Aim
Reproduce every line of the material below, but drop the pictures.

Source data

* start *

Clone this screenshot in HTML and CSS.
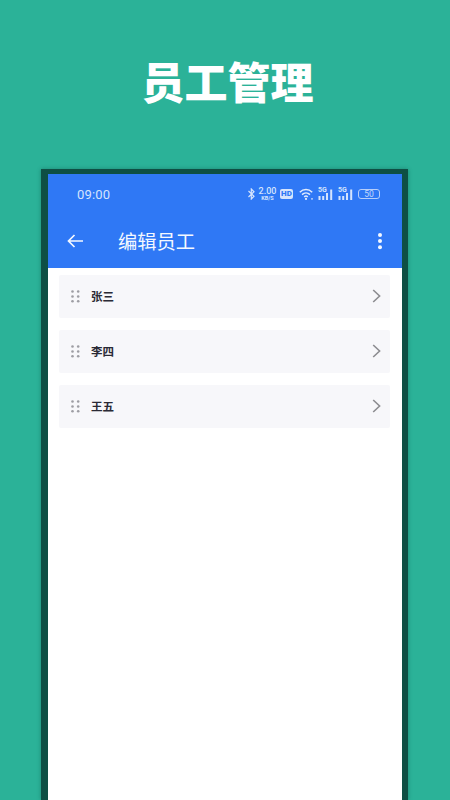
FILE: index.html
```html
<!DOCTYPE html>
<html lang="zh">
<head>
<meta charset="utf-8">
<title>员工管理</title>
<link rel="stylesheet" href="styles.css">
</head>
<body>
<header class="hero"><h1>员工管理</h1></header>
<div class="frame">
  <div class="screen">
    <div class="top">
      <div class="status">
        <span class="time">09:00</span>
        <div class="icons">
          <svg class="bt" width="7" height="12" viewBox="0 0 7 12"><path d="M0.5 3L6 8.2L3.3 11V1L6 3.8L0.5 9" fill="none" stroke="#d5e4fd" stroke-width="1.2"/></svg>
          <div class="speed"><span class="num">2.00</span><span class="unit">KB/S</span></div>
          <span class="hd">HD</span>
          <svg class="wifi" width="15" height="12" viewBox="0 0 15 12"><g fill="none" stroke="#e2ecfe" stroke-width="1.5"><path d="M0.8 4.2C4.4 .6 9.6 .6 13.2 4.2"/><path d="M3 6.6C5.3 4.4 8.7 4.4 11 6.6"/><path d="M5.2 8.8C6.4 7.8 7.6 7.8 8.8 8.8"/></g><circle cx="7" cy="10.9" r="1.1" fill="#e2ecfe"/><circle cx="13" cy="10.9" r=".8" fill="#e2ecfe"/></svg>
          <div class="sig"><span class="g">5G</span><svg width="15" height="12" viewBox="0 0 15 12"><g fill="#d5e4fd"><rect x="0.5" y="8" width="2" height="4"/><rect x="4.2" y="8" width="2" height="4"/><rect x="8" y="5" width="2" height="7"/><rect x="12.2" y="1.5" width="2" height="10.5"/></g></svg></div>
          <div class="sig"><span class="g">5G</span><svg width="15" height="12" viewBox="0 0 15 12"><g fill="#d5e4fd"><rect x="0.5" y="8" width="2" height="4"/><rect x="4.2" y="8" width="2" height="4"/><rect x="8" y="5" width="2" height="7"/><rect x="12.2" y="1.5" width="2" height="10.5"/></g></svg></div>
          <div class="batt"><span class="lvl">50</span></div>
        </div>
      </div>
      <div class="bar">
        <svg class="back" width="17" height="14" viewBox="0 0 17 14"><path d="M16 7H1.5M7.5 1L1.5 7L7.5 13" fill="none" stroke="#f4f8ff" stroke-width="1.7"/></svg>
        <span class="title">编辑员工</span>
        <svg class="more" width="6" height="18" viewBox="0 0 6 18"><circle cx="3" cy="3" r="2" fill="#f4f8ff"/><circle cx="3" cy="9" r="2" fill="#f4f8ff"/><circle cx="3" cy="15.2" r="2" fill="#f4f8ff"/></svg>
      </div>
    </div>
    <ul class="list">
      <li class="row">
        <svg class="grip" width="9" height="13" viewBox="0 0 9 13"><g fill="#9d9da3"><circle cx="1.5" cy="1.5" r="1.3"/><circle cx="7.2" cy="1.5" r="1.3"/><circle cx="1.5" cy="6.5" r="1.3"/><circle cx="7.2" cy="6.5" r="1.3"/><circle cx="1.5" cy="11.3" r="1.3"/><circle cx="7.2" cy="11.3" r="1.3"/></g></svg>
        <span class="name">张三</span>
        <svg class="chev" width="9" height="14" viewBox="0 0 9 14"><path d="M1.2 1L7.6 7L1.2 13" fill="none" stroke="#8c8c90" stroke-width="1.6"/></svg>
      </li>
      <li class="row">
        <svg class="grip" width="9" height="13" viewBox="0 0 9 13"><g fill="#9d9da3"><circle cx="1.5" cy="1.5" r="1.3"/><circle cx="7.2" cy="1.5" r="1.3"/><circle cx="1.5" cy="6.5" r="1.3"/><circle cx="7.2" cy="6.5" r="1.3"/><circle cx="1.5" cy="11.3" r="1.3"/><circle cx="7.2" cy="11.3" r="1.3"/></g></svg>
        <span class="name">李四</span>
        <svg class="chev" width="9" height="14" viewBox="0 0 9 14"><path d="M1.2 1L7.6 7L1.2 13" fill="none" stroke="#8c8c90" stroke-width="1.6"/></svg>
      </li>
      <li class="row">
        <svg class="grip" width="9" height="13" viewBox="0 0 9 13"><g fill="#9d9da3"><circle cx="1.5" cy="1.5" r="1.3"/><circle cx="7.2" cy="1.5" r="1.3"/><circle cx="1.5" cy="6.5" r="1.3"/><circle cx="7.2" cy="6.5" r="1.3"/><circle cx="1.5" cy="11.3" r="1.3"/><circle cx="7.2" cy="11.3" r="1.3"/></g></svg>
        <span class="name">王五</span>
        <svg class="chev" width="9" height="14" viewBox="0 0 9 14"><path d="M1.2 1L7.6 7L1.2 13" fill="none" stroke="#8c8c90" stroke-width="1.6"/></svg>
      </li>
    </ul>
  </div>
</div>
</body>
</html>
```
FILE: styles.css
```css
* { box-sizing: border-box; }
html, body { margin: 0; padding: 0; }
body {
  width: 450px;
  height: 800px;
  overflow: hidden;
  background: #2bb298;
  font-family: "Noto Sans CJK SC", "Noto Sans", sans-serif;
}
.hero {
  height: 169px;
  padding: 0 0 8px 5px;
  display: flex;
  align-items: center;
  justify-content: center;
}
.hero h1 {
  margin: 0;
  font-size: 43px;
  line-height: 1;
  font-weight: 900;
  color: #fff;
}
.frame {
  width: 367px;
  height: 631px;
  margin-left: 41px;
  padding: 5px 6px 0 7px;
  background: #0e4f44;
  box-shadow: 0 0 4px rgba(15, 81, 70, .45);
}
.screen { height: 100%; background: #fff; }
.top { height: 94px; background: #2f78f5; color: #fff; }
.status {
  height: 40px;
  padding: 0 22px 0 29px;
  display: flex;
  align-items: center;
  justify-content: space-between;
}
.time {
  font-family: Roboto, sans-serif;
  font-size: 13px;
  color: #d5e4fd;
  letter-spacing: .2px;
}
.icons { display: flex; align-items: center; color: #d5e4fd; }
.bt { margin-right: 4px; }
.speed {
  width: 17px;
  margin-right: 4px;
  display: flex;
  flex-direction: column;
  align-items: center;
  font-family: Roboto, sans-serif;
  line-height: 1;
}
.num { font-size: 9px; height: 7px; line-height: 7px; font-weight: 500; }
.unit { font-size: 5.5px; height: 6px; line-height: 6px; font-weight: 700; }
.hd {
  width: 13px;
  height: 10px;
  margin-right: 6px;
  border-radius: 2px;
  background: #d5e4fd;
  color: #2f78f5;
  font: 900 8px/10px Roboto, sans-serif;
  text-align: center;
}
.wifi { margin-right: 4px; }
.sig { position: relative; width: 15px; height: 12px; margin-right: 5px; }
.sig svg { display: block; }
.g {
  position: absolute;
  left: 0;
  top: -1px;
  font: 700 7px/7px Roboto, sans-serif;
}
.batt {
  width: 22px;
  height: 10px;
  border: 1px solid #b6cefa;
  border-radius: 3px;
  text-align: center;
}
.lvl { display: block; font: 400 8.5px/8px Roboto, sans-serif; color: #c4d8fb; }
.bar {
  height: 54px;
  padding: 0 19px 0 19px;
  display: flex;
  align-items: center;
}
.back { margin-right: 34px; }
.title { flex: 1; font-size: 19.25px; line-height: 1; color: #f4f8ff; margin-top: 1px; }
.list {
  list-style: none;
  margin: 0;
  padding: 7px 12px 0 11px;
  display: flex;
  flex-direction: column;
  gap: 12px;
}
.row {
  height: 43px;
  padding: 0 9px 0 12px;
  display: flex;
  align-items: center;
  background: #f7f7fa;
  border-radius: 2px;
}
.grip { margin-right: 11px; }
.name {
  flex: 1;
  font-size: 11.5px;
  line-height: 1;
  font-weight: 700;
  color: #2a2a35;
  margin-top: 1px;
}
.chev { margin-top: -1px; }
```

* end *

Exercise response
Clone this screenshot in HTML and CSS.
FILE: index.html
```html
<!DOCTYPE html>
<html lang="zh">
<head>
<meta charset="utf-8">
<title>员工管理</title>
<link rel="stylesheet" href="styles.css">
</head>
<body>
<header class="hero"><h1>员工管理</h1></header>
<div class="frame">
  <div class="screen">
    <div class="top">
      <div class="status">
        <span class="time">09:00</span>
        <div class="icons">
          <svg class="bt" width="7" height="12" viewBox="0 0 7 12"><path d="M0.5 3L6 8.2L3.3 11V1L6 3.8L0.5 9" fill="none" stroke="#d5e4fd" stroke-width="1.2"/></svg>
          <div class="speed"><span class="num">2.00</span><span class="unit">KB/S</span></div>
          <span class="hd">HD</span>
          <svg class="wifi" width="15" height="12" viewBox="0 0 15 12"><g fill="none" stroke="#e2ecfe" stroke-width="1.5"><path d="M0.8 4.2C4.4 .6 9.6 .6 13.2 4.2"/><path d="M3 6.6C5.3 4.4 8.7 4.4 11 6.6"/><path d="M5.2 8.8C6.4 7.8 7.6 7.8 8.8 8.8"/></g><circle cx="7" cy="10.9" r="1.1" fill="#e2ecfe"/><circle cx="13" cy="10.9" r=".8" fill="#e2ecfe"/></svg>
          <div class="sig"><span class="g">5G</span><svg width="15" height="12" viewBox="0 0 15 12"><g fill="#d5e4fd"><rect x="0.5" y="8" width="2" height="4"/><rect x="4.2" y="8" width="2" height="4"/><rect x="8" y="5" width="2" height="7"/><rect x="12.2" y="1.5" width="2" height="10.5"/></g></svg></div>
          <div class="sig"><span class="g">5G</span><svg width="15" height="12" viewBox="0 0 15 12"><g fill="#d5e4fd"><rect x="0.5" y="8" width="2" height="4"/><rect x="4.2" y="8" width="2" height="4"/><rect x="8" y="5" width="2" height="7"/><rect x="12.2" y="1.5" width="2" height="10.5"/></g></svg></div>
          <div class="batt"><span class="lvl">50</span></div>
        </div>
      </div>
      <div class="bar">
        <svg class="back" width="17" height="14" viewBox="0 0 17 14"><path d="M16 7H1.5M7.5 1L1.5 7L7.5 13" fill="none" stroke="#f4f8ff" stroke-width="1.7"/></svg>
        <span class="title">编辑员工</span>
        <svg class="more" width="6" height="18" viewBox="0 0 6 18"><circle cx="3" cy="3" r="2" fill="#f4f8ff"/><circle cx="3" cy="9" r="2" fill="#f4f8ff"/><circle cx="3" cy="15.2" r="2" fill="#f4f8ff"/></svg>
      </div>
    </div>
    <ul class="list">
      <li class="row">
        <svg class="grip" width="9" height="13" viewBox="0 0 9 13"><g fill="#9d9da3"><circle cx="1.5" cy="1.5" r="1.3"/><circle cx="7.2" cy="1.5" r="1.3"/><circle cx="1.5" cy="6.5" r="1.3"/><circle cx="7.2" cy="6.5" r="1.3"/><circle cx="1.5" cy="11.3" r="1.3"/><circle cx="7.2" cy="11.3" r="1.3"/></g></svg>
        <span class="name">张三</span>
        <svg class="chev" width="9" height="14" viewBox="0 0 9 14"><path d="M1.2 1L7.6 7L1.2 13" fill="none" stroke="#8c8c90" stroke-width="1.6"/></svg>
      </li>
      <li class="row">
        <svg class="grip" width="9" height="13" viewBox="0 0 9 13"><g fill="#9d9da3"><circle cx="1.5" cy="1.5" r="1.3"/><circle cx="7.2" cy="1.5" r="1.3"/><circle cx="1.5" cy="6.5" r="1.3"/><circle cx="7.2" cy="6.5" r="1.3"/><circle cx="1.5" cy="11.3" r="1.3"/><circle cx="7.2" cy="11.3" r="1.3"/></g></svg>
        <span class="name">李四</span>
        <svg class="chev" width="9" height="14" viewBox="0 0 9 14"><path d="M1.2 1L7.6 7L1.2 13" fill="none" stroke="#8c8c90" stroke-width="1.6"/></svg>
      </li>
      <li class="row">
        <svg class="grip" width="9" height="13" viewBox="0 0 9 13"><g fill="#9d9da3"><circle cx="1.5" cy="1.5" r="1.3"/><circle cx="7.2" cy="1.5" r="1.3"/><circle cx="1.5" cy="6.5" r="1.3"/><circle cx="7.2" cy="6.5" r="1.3"/><circle cx="1.5" cy="11.3" r="1.3"/><circle cx="7.2" cy="11.3" r="1.3"/></g></svg>
        <span class="name">王五</span>
        <svg class="chev" width="9" height="14" viewBox="0 0 9 14"><path d="M1.2 1L7.6 7L1.2 13" fill="none" stroke="#8c8c90" stroke-width="1.6"/></svg>
      </li>
    </ul>
  </div>
</div>
</body>
</html>
```
FILE: styles.css
```css
* { box-sizing: border-box; }
html, body { margin: 0; padding: 0; }
body {
  width: 450px;
  height: 800px;
  overflow: hidden;
  background: #2bb298;
  font-family: "Noto Sans CJK SC", "Noto Sans", sans-serif;
}
.hero {
  height: 169px;
  padding: 0 0 8px 5px;
  display: flex;
  align-items: center;
  justify-content: center;
}
.hero h1 {
  margin: 0;
  font-size: 43px;
  line-height: 1;
  font-weight: 900;
  color: #fff;
}
.frame {
  width: 367px;
  height: 631px;
  margin-left: 41px;
  padding: 5px 6px 0 7px;
  background: #0e4f44;
  box-shadow: 0 0 4px rgba(15, 81, 70, .45);
}
.screen { height: 100%; background: #fff; }
.top { height: 94px; background: #2f78f5; color: #fff; }
.status {
  height: 40px;
  padding: 0 22px 0 29px;
  display: flex;
  align-items: center;
  justify-content: space-between;
}
.time {
  font-family: Roboto, sans-serif;
  font-size: 13px;
  color: #d5e4fd;
  letter-spacing: .2px;
}
.icons { display: flex; align-items: center; color: #d5e4fd; }
.bt { margin-right: 4px; }
.speed {
  width: 17px;
  margin-right: 4px;
  display: flex;
  flex-direction: column;
  align-items: center;
  font-family: Roboto, sans-serif;
  line-height: 1;
}
.num { font-size: 9px; height: 7px; line-height: 7px; font-weight: 500; }
.unit { font-size: 5.5px; height: 6px; line-height: 6px; font-weight: 700; }
.hd {
  width: 13px;
  height: 10px;
  margin-right: 6px;
  border-radius: 2px;
  background: #d5e4fd;
  color: #2f78f5;
  font: 900 8px/10px Roboto, sans-serif;
  text-align: center;
}
.wifi { margin-right: 4px; }
.sig { position: relative; width: 15px; height: 12px; margin-right: 5px; }
.sig svg { display: block; }
.g {
  position: absolute;
  left: 0;
  top: -1px;
  font: 700 7px/7px Roboto, sans-serif;
}
.batt {
  width: 22px;
  height: 10px;
  border: 1px solid #b6cefa;
  border-radius: 3px;
  text-align: center;
}
.lvl { display: block; font: 400 8.5px/8px Roboto, sans-serif; color: #c4d8fb; }
.bar {
  height: 54px;
  padding: 0 19px 0 19px;
  display: flex;
  align-items: center;
}
.back { margin-right: 34px; }
.title { flex: 1; font-size: 19.25px; line-height: 1; color: #f4f8ff; margin-top: 1px; }
.list {
  list-style: none;
  margin: 0;
  padding: 7px 12px 0 11px;
  display: flex;
  flex-direction: column;
  gap: 12px;
}
.row {
  height: 43px;
  padding: 0 9px 0 12px;
  display: flex;
  align-items: center;
  background: #f7f7fa;
  border-radius: 2px;
}
.grip { margin-right: 11px; }
.name {
  flex: 1;
  font-size: 11.5px;
  line-height: 1;
  font-weight: 700;
  color: #2a2a35;
  margin-top: 1px;
}
.chev { margin-top: -1px; }
```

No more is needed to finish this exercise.